Сережа мог увлечься какой-то работой, а потом оказывалось, что все сроки сдачи заказа прошли, а у него ничего не готово. Тогда он устраивал чудовищные сцены, кричал, что так жить невозможно, что советская власть невыносима, а жить без творчества он не может. Сначала я подолгу утешала его, уговаривала. А потом вдруг возник совершенно неожиданный поворот. Правда, это произошло через несколько лет, и что-то в отношениях уже надломилось. Однажды в ответ на очередную истерику я спокойно сказала: «Ну так и что? Давай повесимся. Только так: выберем срок — месяц, два, сколько хочешь, но назначим точное число.
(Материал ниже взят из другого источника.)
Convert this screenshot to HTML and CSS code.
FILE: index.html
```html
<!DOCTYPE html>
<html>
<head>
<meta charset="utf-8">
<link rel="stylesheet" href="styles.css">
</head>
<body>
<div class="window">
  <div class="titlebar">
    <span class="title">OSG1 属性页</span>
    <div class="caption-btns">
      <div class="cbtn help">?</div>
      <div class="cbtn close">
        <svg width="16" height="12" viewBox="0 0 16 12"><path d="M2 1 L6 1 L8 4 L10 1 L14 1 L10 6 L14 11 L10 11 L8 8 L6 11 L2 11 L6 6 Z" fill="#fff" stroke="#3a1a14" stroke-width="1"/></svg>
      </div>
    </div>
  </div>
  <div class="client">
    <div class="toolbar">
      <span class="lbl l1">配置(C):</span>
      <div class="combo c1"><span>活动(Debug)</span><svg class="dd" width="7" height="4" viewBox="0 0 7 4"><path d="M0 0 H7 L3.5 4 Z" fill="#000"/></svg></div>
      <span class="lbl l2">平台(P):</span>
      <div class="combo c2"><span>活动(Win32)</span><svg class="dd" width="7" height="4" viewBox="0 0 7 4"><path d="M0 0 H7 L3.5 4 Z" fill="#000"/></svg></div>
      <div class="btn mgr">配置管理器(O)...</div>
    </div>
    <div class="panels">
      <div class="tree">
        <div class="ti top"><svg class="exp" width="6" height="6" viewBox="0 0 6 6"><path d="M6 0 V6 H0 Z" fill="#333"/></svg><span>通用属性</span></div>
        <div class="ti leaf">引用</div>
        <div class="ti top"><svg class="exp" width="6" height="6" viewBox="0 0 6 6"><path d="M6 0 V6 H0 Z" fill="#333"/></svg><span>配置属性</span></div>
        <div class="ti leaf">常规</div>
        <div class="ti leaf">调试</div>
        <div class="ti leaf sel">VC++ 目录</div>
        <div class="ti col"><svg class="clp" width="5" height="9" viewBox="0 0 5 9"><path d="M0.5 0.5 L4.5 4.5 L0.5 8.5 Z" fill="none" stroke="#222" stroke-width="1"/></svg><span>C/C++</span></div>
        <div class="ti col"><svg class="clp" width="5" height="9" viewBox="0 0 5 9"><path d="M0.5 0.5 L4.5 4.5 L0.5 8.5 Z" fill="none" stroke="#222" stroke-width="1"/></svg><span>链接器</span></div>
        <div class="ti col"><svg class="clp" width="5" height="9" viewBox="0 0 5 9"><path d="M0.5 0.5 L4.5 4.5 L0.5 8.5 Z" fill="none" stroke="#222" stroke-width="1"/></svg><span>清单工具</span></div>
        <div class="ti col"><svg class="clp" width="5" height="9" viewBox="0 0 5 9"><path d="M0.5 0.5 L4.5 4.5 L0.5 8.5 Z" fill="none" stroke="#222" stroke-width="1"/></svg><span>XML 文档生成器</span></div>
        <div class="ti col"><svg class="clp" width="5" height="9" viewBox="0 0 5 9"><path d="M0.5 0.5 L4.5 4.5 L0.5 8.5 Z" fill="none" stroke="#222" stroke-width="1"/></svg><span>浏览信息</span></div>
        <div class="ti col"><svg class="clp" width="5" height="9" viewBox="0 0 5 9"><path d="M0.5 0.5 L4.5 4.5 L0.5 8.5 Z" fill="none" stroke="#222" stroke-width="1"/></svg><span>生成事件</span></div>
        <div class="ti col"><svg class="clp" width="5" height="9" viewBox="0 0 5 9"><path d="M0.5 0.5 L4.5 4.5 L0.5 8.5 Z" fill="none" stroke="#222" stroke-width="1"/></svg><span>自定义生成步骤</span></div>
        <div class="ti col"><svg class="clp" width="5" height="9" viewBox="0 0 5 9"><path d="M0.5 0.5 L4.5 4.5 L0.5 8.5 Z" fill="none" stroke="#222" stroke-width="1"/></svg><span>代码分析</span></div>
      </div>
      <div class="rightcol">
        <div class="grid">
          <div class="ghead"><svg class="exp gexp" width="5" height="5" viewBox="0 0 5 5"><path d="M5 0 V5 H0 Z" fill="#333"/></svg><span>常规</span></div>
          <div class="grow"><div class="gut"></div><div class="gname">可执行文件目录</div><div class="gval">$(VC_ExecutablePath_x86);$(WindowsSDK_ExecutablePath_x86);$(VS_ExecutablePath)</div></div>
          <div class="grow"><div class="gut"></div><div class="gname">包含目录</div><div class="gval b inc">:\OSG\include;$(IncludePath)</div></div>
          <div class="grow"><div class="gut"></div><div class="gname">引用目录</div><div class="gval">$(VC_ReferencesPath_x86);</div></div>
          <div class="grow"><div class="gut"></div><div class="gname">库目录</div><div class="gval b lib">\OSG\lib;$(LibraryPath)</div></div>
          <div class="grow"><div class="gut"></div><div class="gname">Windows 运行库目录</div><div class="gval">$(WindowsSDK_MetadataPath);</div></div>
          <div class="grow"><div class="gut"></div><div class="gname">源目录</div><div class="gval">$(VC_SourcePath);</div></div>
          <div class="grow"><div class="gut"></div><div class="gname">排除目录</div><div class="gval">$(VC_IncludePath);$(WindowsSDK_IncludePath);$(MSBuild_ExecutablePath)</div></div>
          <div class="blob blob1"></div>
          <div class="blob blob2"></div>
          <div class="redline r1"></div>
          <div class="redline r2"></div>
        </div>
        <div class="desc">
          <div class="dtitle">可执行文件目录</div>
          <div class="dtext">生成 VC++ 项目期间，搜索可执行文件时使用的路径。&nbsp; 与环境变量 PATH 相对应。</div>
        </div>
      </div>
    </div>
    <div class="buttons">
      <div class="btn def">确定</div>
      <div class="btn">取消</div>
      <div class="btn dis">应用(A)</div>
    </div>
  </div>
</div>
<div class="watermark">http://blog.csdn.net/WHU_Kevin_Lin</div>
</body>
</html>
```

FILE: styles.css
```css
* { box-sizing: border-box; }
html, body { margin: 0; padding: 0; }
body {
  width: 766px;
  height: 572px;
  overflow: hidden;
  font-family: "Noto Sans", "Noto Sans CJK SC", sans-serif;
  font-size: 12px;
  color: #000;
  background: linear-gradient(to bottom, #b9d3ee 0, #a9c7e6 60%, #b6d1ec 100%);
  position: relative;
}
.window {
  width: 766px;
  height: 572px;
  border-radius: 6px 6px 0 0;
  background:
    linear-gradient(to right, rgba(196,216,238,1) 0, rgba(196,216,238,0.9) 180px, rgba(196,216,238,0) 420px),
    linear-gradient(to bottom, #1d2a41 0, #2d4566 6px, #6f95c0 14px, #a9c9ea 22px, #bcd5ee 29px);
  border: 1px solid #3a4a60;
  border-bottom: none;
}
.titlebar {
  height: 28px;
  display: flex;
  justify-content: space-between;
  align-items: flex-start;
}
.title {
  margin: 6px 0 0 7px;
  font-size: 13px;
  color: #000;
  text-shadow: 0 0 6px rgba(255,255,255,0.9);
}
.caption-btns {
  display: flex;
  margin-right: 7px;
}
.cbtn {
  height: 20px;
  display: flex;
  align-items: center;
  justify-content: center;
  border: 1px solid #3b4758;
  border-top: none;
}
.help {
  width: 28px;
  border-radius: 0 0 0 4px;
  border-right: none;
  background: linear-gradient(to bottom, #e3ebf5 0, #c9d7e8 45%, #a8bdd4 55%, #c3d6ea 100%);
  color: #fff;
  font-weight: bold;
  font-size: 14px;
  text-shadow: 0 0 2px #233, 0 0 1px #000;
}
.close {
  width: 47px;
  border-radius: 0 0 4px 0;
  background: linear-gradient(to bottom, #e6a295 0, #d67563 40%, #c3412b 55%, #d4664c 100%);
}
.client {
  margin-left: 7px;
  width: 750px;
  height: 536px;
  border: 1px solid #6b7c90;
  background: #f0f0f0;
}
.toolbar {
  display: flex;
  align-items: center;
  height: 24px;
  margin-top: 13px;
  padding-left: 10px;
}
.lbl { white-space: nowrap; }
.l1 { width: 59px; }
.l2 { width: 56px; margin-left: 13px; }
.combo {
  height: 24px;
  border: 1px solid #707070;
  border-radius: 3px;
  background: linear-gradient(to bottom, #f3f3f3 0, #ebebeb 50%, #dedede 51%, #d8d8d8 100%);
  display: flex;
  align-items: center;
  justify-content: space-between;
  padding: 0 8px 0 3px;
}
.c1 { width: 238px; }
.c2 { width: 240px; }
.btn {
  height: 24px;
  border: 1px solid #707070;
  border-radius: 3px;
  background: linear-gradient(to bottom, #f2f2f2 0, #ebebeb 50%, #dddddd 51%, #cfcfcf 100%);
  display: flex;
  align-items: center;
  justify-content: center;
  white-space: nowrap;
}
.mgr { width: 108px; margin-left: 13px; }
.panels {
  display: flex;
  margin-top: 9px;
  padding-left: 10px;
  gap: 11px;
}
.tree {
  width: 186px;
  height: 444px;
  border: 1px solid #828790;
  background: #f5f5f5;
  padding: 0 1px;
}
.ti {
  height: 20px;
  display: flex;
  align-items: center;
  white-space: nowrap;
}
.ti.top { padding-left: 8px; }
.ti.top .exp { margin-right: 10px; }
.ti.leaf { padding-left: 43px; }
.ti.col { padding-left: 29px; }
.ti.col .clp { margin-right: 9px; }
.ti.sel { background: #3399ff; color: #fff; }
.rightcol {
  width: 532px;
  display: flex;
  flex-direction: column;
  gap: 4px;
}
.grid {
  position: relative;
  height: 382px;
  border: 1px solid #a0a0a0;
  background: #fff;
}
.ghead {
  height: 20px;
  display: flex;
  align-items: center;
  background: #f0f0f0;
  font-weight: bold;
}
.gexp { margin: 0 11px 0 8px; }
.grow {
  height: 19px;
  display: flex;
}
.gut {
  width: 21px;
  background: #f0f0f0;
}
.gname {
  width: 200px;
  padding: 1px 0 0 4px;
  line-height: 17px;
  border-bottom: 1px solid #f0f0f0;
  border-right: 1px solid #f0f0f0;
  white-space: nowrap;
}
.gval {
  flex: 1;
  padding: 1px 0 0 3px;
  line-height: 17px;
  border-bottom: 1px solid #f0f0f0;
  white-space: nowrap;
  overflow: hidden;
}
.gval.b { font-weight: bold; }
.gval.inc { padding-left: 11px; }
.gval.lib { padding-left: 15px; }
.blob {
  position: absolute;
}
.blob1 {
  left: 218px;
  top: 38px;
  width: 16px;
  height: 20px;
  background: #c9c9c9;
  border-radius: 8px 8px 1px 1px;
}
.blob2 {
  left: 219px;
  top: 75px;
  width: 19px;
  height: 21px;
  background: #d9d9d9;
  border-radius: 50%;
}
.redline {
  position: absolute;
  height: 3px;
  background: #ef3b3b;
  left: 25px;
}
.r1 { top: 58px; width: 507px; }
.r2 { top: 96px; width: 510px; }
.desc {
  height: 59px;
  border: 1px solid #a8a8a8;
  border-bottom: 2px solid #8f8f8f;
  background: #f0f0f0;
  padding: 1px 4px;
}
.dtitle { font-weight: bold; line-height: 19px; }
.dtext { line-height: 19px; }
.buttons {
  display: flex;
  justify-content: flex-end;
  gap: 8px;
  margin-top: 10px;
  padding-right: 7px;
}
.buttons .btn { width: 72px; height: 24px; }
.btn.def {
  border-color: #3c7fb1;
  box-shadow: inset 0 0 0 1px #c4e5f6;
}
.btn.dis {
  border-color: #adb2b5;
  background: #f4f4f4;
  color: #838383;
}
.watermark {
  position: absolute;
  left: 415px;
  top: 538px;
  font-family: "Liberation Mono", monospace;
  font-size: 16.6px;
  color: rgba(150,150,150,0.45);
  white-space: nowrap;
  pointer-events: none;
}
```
Если не удастся переломить жизнь, чтобы заниматься творчеством, то мы с тобой кончаем самоубийством, только больше не ори». Он остолбенел. Ему-то хотелось другого — выплескиваться, и чтобы я при этом плакала и умоляла. А я, догадавшись, что, слава Богу, можно обойтись без сцен, говорила, как только начиналась истерика: «Ты о чем? Какое число? Ну, осталось три недели, и все, и разговоров больше не будет». В какой-то мере это оказалось выходом. Назначенное число проходило незамеченным.
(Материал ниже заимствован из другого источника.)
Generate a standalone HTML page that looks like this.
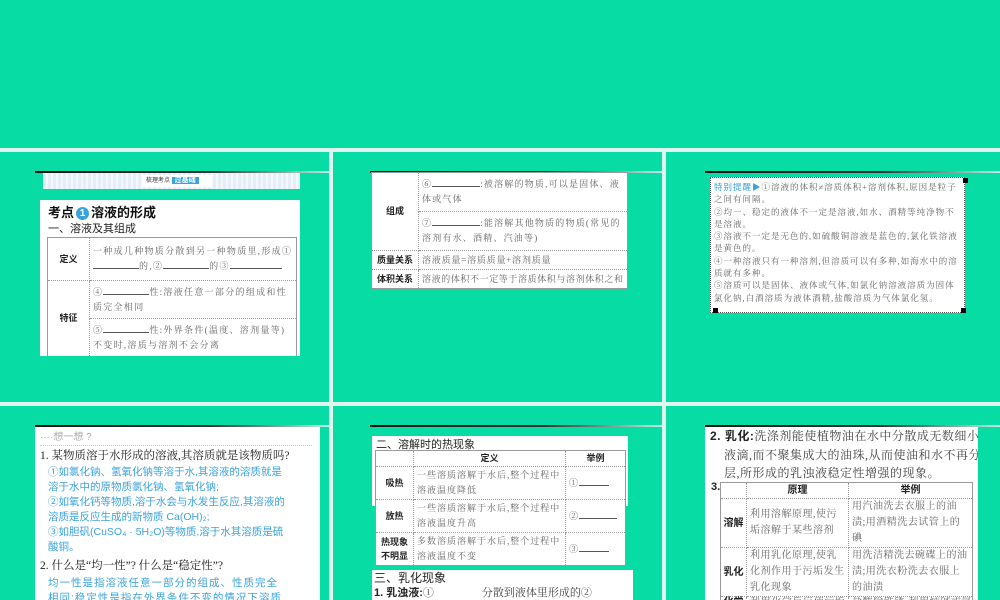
<!DOCTYPE html>
<html><head><meta charset="utf-8"><style>
*{margin:0;padding:0;box-sizing:border-box}
html,body{width:1000px;height:600px;overflow:hidden}
body{background:#06dca4;position:relative;font-family:"Liberation Serif","Noto Serif CJK SC",serif;color:#444}
#root{position:absolute;left:0;top:0;width:1000px;height:600px;overflow:hidden}
.a{position:absolute}
.ln{position:absolute;background:#dff5ee}
.dk{position:absolute;height:2px;background:linear-gradient(90deg,#111,#333 60%,#bfeee0)}
.w{position:absolute;background:#fff}
.s{font-family:"Liberation Sans","Noto Sans CJK SC",sans-serif}
table{border-collapse:collapse;position:absolute;background:#fff;table-layout:fixed}
td{border:1px dotted #999;font-size:9px;line-height:15px;color:#666;padding:0 3px;vertical-align:middle;letter-spacing:.6px}
td.h{font-weight:bold;color:#222;text-align:center;font-family:"Liberation Sans","Noto Sans CJK SC",sans-serif;white-space:nowrap;padding:0;letter-spacing:0}
.u{display:inline-block;border-bottom:1px solid #555;color:#999}
.bl{color:#3ba3dc;font-family:"Liberation Sans","Noto Sans CJK SC",sans-serif}
.clip{position:absolute;overflow:hidden}
</style></head><body><div id="root">
<div class="ln" style="left:0;top:148px;width:1000px;height:4px"></div>
<div class="ln" style="left:0;top:402px;width:1000px;height:4px"></div>
<div class="ln" style="left:329px;top:148px;width:4px;height:452px"></div>
<div class="ln" style="left:662px;top:148px;width:4px;height:452px"></div>

<!-- panel 1 -->
<div class="dk" style="left:35px;top:171px;width:294px"></div>
<div class="w" style="left:43px;top:173px;width:257px;height:16px;background:repeating-linear-gradient(90deg,#e4eef7 0 3px,#f4f8fc 3px 5px)"></div>
<div class="a s" style="left:142px;top:175px;width:70px;height:12px;background:#fff;font-size:6px;color:#333;line-height:12px;padding-left:4px">梳理考点 <span style="background:#3ba3dc;color:#fff;font-weight:bold;padding:0 3px;font-size:7px">过基础</span></div>
<div class="w" style="left:40px;top:200px;width:260px;height:156px"></div>
<div class="a s" style="left:48px;top:202px;font-size:13px;font-weight:bold;color:#111">考点<span style="display:inline-block;width:13px;height:13px;border-radius:50%;background:#3ba3dc;color:#fff;font-size:10px;text-align:center;line-height:13px;margin:0 2px;vertical-align:1px">1</span>溶液的形成</div>
<div class="a s" style="left:48px;top:220px;font-size:11px;color:#222">一、溶液及其组成</div>
<div class="clip" style="left:47px;top:237px;width:251px;height:119px">
<table style="left:0;top:0;width:250px;border:1px solid #999">
<col style="width:42px"><col>
<tr style="height:43px"><td class="h">定义</td><td style="letter-spacing:1.3px">一种成几种物质分散到另一种物质里,形成①<span class="u" style="width:46px"></span>的,②<span class="u" style="width:46px"></span>的③<span class="u" style="width:52px"></span></td></tr>
<tr style="height:38px"><td class="h" rowspan="2">特征</td><td style="letter-spacing:1.3px">④<span class="u" style="width:46px"></span>性:溶液任意一部分的组成和性质完全相同</td></tr>
<tr style="height:38px"><td style="letter-spacing:1.3px">⑤<span class="u" style="width:46px"></span>性:外界条件(温度、溶剂量等)不变时,溶质与溶剂不会分离</td></tr>
</table></div>

<!-- panel 2 -->
<div class="dk" style="left:370px;top:171px;width:292px"></div>
<table style="left:371px;top:172px;width:257px;border:1px solid #999">
<col style="width:47px"><col>
<tr style="height:39px"><td class="h" rowspan="2">组成</td><td style="letter-spacing:1.2px">⑥<span class="u" style="width:48px"></span>:被溶解的物质,可以是固体、液体或气体</td></tr>
<tr style="height:39px"><td style="letter-spacing:1.2px">⑦<span class="u" style="width:48px"></span>:能溶解其他物质的物质(常见的溶剂有水、酒精、汽油等)</td></tr>
<tr style="height:19px"><td class="h">质量关系</td><td style="letter-spacing:.8px">溶液质量=溶质质量+溶剂质量</td></tr>
<tr style="height:19px"><td class="h">体积关系</td><td style="white-space:nowrap;letter-spacing:.6px">溶液的体积不一定等于溶质体积与溶剂体积之和</td></tr>
</table>

<!-- panel 3 -->
<div class="dk" style="left:705px;top:171px;width:295px"></div>
<div class="w" style="left:710px;top:177px;width:255px;height:136px;border:1px dotted #555"></div>
<div class="a" style="left:714px;top:181px;width:248px;font-size:8.5px;line-height:12.3px;color:#666;letter-spacing:1px"><span class="bl">特别提醒▶</span>①溶液的体积≠溶质体积+溶剂体积,原因是粒子之间有间隔。<br>②均一、稳定的液体不一定是溶液,如水、酒精等纯净物不是溶液。<br>③溶液不一定是无色的,如硫酸铜溶液是蓝色的,氯化铁溶液是黄色的。<br>④一种溶液只有一种溶剂,但溶质可以有多种,如海水中的溶质就有多种。<br>⑤溶质可以是固体、液体或气体,如氯化钠溶液溶质为固体氯化钠,白酒溶质为液体酒精,盐酸溶质为气体氯化氢。</div>
<div class="a" style="left:963px;top:178px;width:5px;height:5px;background:#000"></div>
<div class="a" style="left:713px;top:308px;width:5px;height:5px;background:#000"></div>
<div class="a" style="left:961px;top:308px;width:5px;height:5px;background:#000"></div>

<!-- panel 4 -->
<div class="dk" style="left:35px;top:425px;width:294px"></div>
<div class="clip" style="left:35px;top:427px;width:285px;height:173px;background:#fff">
<div class="a s" style="left:5px;top:4px;width:272px;font-size:10px;color:#aaa;border-bottom:1px dotted #ccc;line-height:14px">····想一想 ?</div>
<div class="a" style="left:5px;top:20px;font-size:11.5px;color:#222;white-space:nowrap">1. 某物质溶于水形成的溶液,其溶质就是该物质吗?</div>
<div class="a bl" style="left:13px;top:38px;width:240px;font-size:10.5px;line-height:15px">①如氯化钠、氢氧化钠等溶于水,其溶液的溶质就是溶于水中的原物质氯化钠、氢氧化钠;<br>②如氧化钙等物质,溶于水会与水发生反应,其溶液的溶质是反应生成的新物质 Ca(OH)₂;<br>③如胆矾(CuSO₄ · 5H₂O)等物质,溶于水其溶质是硫酸铜。</div>
<div class="a" style="left:5px;top:130px;font-size:11.5px;color:#222">2. 什么是“均一性”? 什么是“稳定性”?</div>
<div class="a bl" style="left:13px;top:149px;width:240px;height:24px;overflow:hidden;font-size:10.5px;line-height:15px;letter-spacing:1px">均一性是指溶液任意一部分的组成、性质完全相同;稳定性是指在外界条件不变的情况下溶质不析</div>
</div>

<!-- panel 5 -->
<div class="dk" style="left:370px;top:425px;width:292px"></div>
<div class="w" style="left:372px;top:436px;width:256px;height:70px"></div>
<div class="a s" style="left:376px;top:436px;font-size:11px;color:#222">二、溶解时的热现象</div>
<table style="left:375px;top:450px;width:251px;border:1px solid #999">
<col style="width:38px"><col><col style="width:60px">
<tr style="height:15px"><td class="h"></td><td class="h">定义</td><td class="h">举例</td></tr>
<tr style="height:33px"><td class="h">吸热</td><td style="letter-spacing:1px">一些溶质溶解于水后,整个过程中溶液温度降低</td><td>①<span class="u" style="width:30px"></span></td></tr>
<tr style="height:33px"><td class="h">放热</td><td style="letter-spacing:1px">一些溶质溶解于水后,整个过程中溶液温度升高</td><td>②<span class="u" style="width:38px"></span></td></tr>
<tr style="height:33px"><td class="h" style="white-space:normal;line-height:14px">热现象<br>不明显</td><td style="letter-spacing:1px">多数溶质溶解于水后,整个过程中溶液温度不变</td><td>③<span class="u" style="width:30px"></span></td></tr>
</table>
<div class="clip" style="left:372px;top:570px;width:261px;height:30px;background:#fff">
<div class="a s" style="left:2px;top:0;font-size:12px;line-height:16px;color:#222">三、乳化现象</div>
<div class="a" style="left:2px;top:17px;height:13px;overflow:hidden;font-size:11px;line-height:13px;color:#444;white-space:nowrap"><b class="s" style="color:#222">1. 乳浊液:</b>①<span style="display:inline-block;width:48px"></span>分散到液体里形成的②</div>
</div>

<!-- panel 6 -->
<div class="dk" style="left:705px;top:425px;width:295px"></div>
<div class="clip" style="left:705px;top:427px;width:273px;height:173px;background:#fff">
<div class="a" style="left:5px;top:0;font-size:12px;line-height:18.5px;color:#444;letter-spacing:.5px;white-space:nowrap"><b class="s" style="color:#222">2. 乳化:</b>洗涤剂能使植物油在水中分散成无数细小的<br>&nbsp;&nbsp;&nbsp;&nbsp;液滴,而不聚集成大的油珠,从而使油和水不再分<br>&nbsp;&nbsp;&nbsp;&nbsp;层,所形成的乳浊液稳定性增强的现象。</div>
<div class="a s" style="left:6px;top:54px;font-size:11px;font-weight:bold;color:#222">3.</div>
<table style="left:15px;top:55px;width:253px;border:1px solid #999">
<col style="width:26px"><col style="width:102px"><col>
<tr style="height:16px"><td class="h">&nbsp;</td><td class="h" style="font-size:10px">原理</td><td class="h" style="font-size:10px">举例</td></tr>
<tr style="height:43px"><td class="h" style="font-size:10px">溶解</td><td style="font-size:10px;line-height:16px;letter-spacing:.5px">利用溶解原理,使污垢溶解于某些溶剂</td><td style="font-size:10px;line-height:16px;letter-spacing:.5px">用汽油洗去衣服上的油渍;用酒精洗去试管上的碘</td></tr>
<tr style="height:46px"><td class="h" style="font-size:10px">乳化</td><td style="font-size:10px;line-height:16px;letter-spacing:.5px">利用乳化原理,使乳化剂作用于污垢发生乳化现象</td><td style="font-size:10px;line-height:16px;letter-spacing:.5px">用洗洁精洗去碗碟上的油渍;用洗衣粉洗去衣服上的油渍</td></tr>
<tr style="height:12px"><td class="h" style="font-size:10px;line-height:12px">化学</td><td style="font-size:10px;line-height:12px;white-space:nowrap;overflow:hidden">利用化学反应使污垢</td><td style="font-size:10px;line-height:12px;white-space:nowrap;overflow:hidden">盐酸除铁锈;利用纯碱或氢</td></tr>
</table></div>
</div></body></html>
Дружба наша со всем домом Добровых продолжалась. Я к тому времени уже освоилась, что-то лепетала, могла даже поспорить, и меня там очень любили.
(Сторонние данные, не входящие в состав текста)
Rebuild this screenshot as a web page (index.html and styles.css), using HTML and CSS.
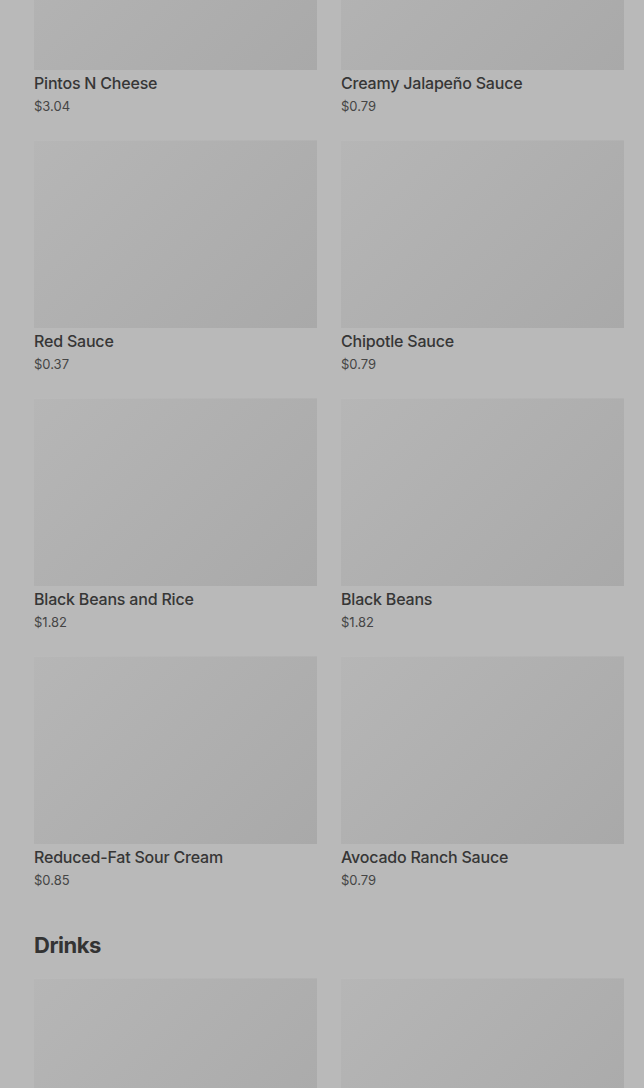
FILE: index.html
```html
<!DOCTYPE html>
<html lang="en">
<head>
<meta charset="utf-8">
<title>Menu</title>
<link rel="stylesheet" href="styles.css">
</head>
<body>
<main class="page">
  <section class="section section-first">
    <div class="grid">
      <article class="card"><div class="thumb"></div><h3 class="name">Pintos N Cheese</h3><p class="price">$3.04</p></article>
      <article class="card"><div class="thumb"></div><h3 class="name">Creamy Jalapeño Sauce</h3><p class="price">$0.79</p></article>
      <article class="card"><div class="thumb"></div><h3 class="name">Red Sauce</h3><p class="price">$0.37</p></article>
      <article class="card"><div class="thumb"></div><h3 class="name">Chipotle Sauce</h3><p class="price">$0.79</p></article>
      <article class="card"><div class="thumb"></div><h3 class="name">Black Beans and Rice</h3><p class="price">$1.82</p></article>
      <article class="card"><div class="thumb"></div><h3 class="name">Black Beans</h3><p class="price">$1.82</p></article>
      <article class="card"><div class="thumb"></div><h3 class="name">Reduced-Fat Sour Cream</h3><p class="price">$0.85</p></article>
      <article class="card"><div class="thumb"></div><h3 class="name">Avocado Ranch Sauce</h3><p class="price">$0.79</p></article>
    </div>
  </section>
  <section class="section">
    <h2 class="heading">Drinks</h2>
    <div class="grid">
      <article class="card"><div class="thumb"></div></article>
      <article class="card"><div class="thumb"></div></article>
    </div>
  </section>
</main>
</body>
</html>
```
FILE: styles.css
```css
html, body {
  margin: 0;
  padding: 0;
  background: #b9b9b9;
  height: 1088px;
  overflow: hidden;
}
body {
  font-family: Inter, "Noto Sans", Roboto, sans-serif;
  color: #333333;
}
.page {
  padding: 0 20px 0 34px;
}
.section-first {
  margin-top: -118px;
}
.grid {
  display: grid;
  grid-template-columns: 283px 283px;
  column-gap: 24px;
  row-gap: 24px;
}
.card {
  display: flex;
  flex-direction: column;
}
.thumb {
  height: 188px;
  background: linear-gradient(135deg, #b6b6b6 0%, #b0b0b0 45%, #a9a9a9 100%);
  box-shadow: inset 0 1px 0 rgba(255,255,255,0.06);
}
.name {
  margin: 3px 0 0;
  font-size: 16px;
  line-height: 20px;
  font-weight: 500;
  color: #363636;
  letter-spacing: -0.2px;
}
.price {
  margin: 3px 0 0;
  font-size: 13px;
  line-height: 20px;
  font-weight: 400;
  color: #454545;
}
.heading {
  margin: 41px 0 19px;
  font-size: 22px;
  line-height: 28px;
  font-weight: 700;
  letter-spacing: -0.5px;
  color: #333333;
}
```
Я впервые попала в среду верующих. В первую очередь это были Добровы. Сережа тоже был верующим, но столь же искренне и расплывчато, как и я. В институте на эти темы вообще не говорили. Все тогда было гораздо проще, чем сейчас. Общество делилось на атеистов, говорящих кто громче, кто тише, и верующих, которые молчали, потому что говорить было нельзя — уже само признание в религиозности или крестное знамение могли рассматриваться как антисоветская агитация и подлежать репрессии. О конфессиях споров не было: русский, значит, православный; татарин, естественно, мусульманин: потомки давно обрусевших немецких семей зачастую были лютеранами, и для всех это было естественно и понятно.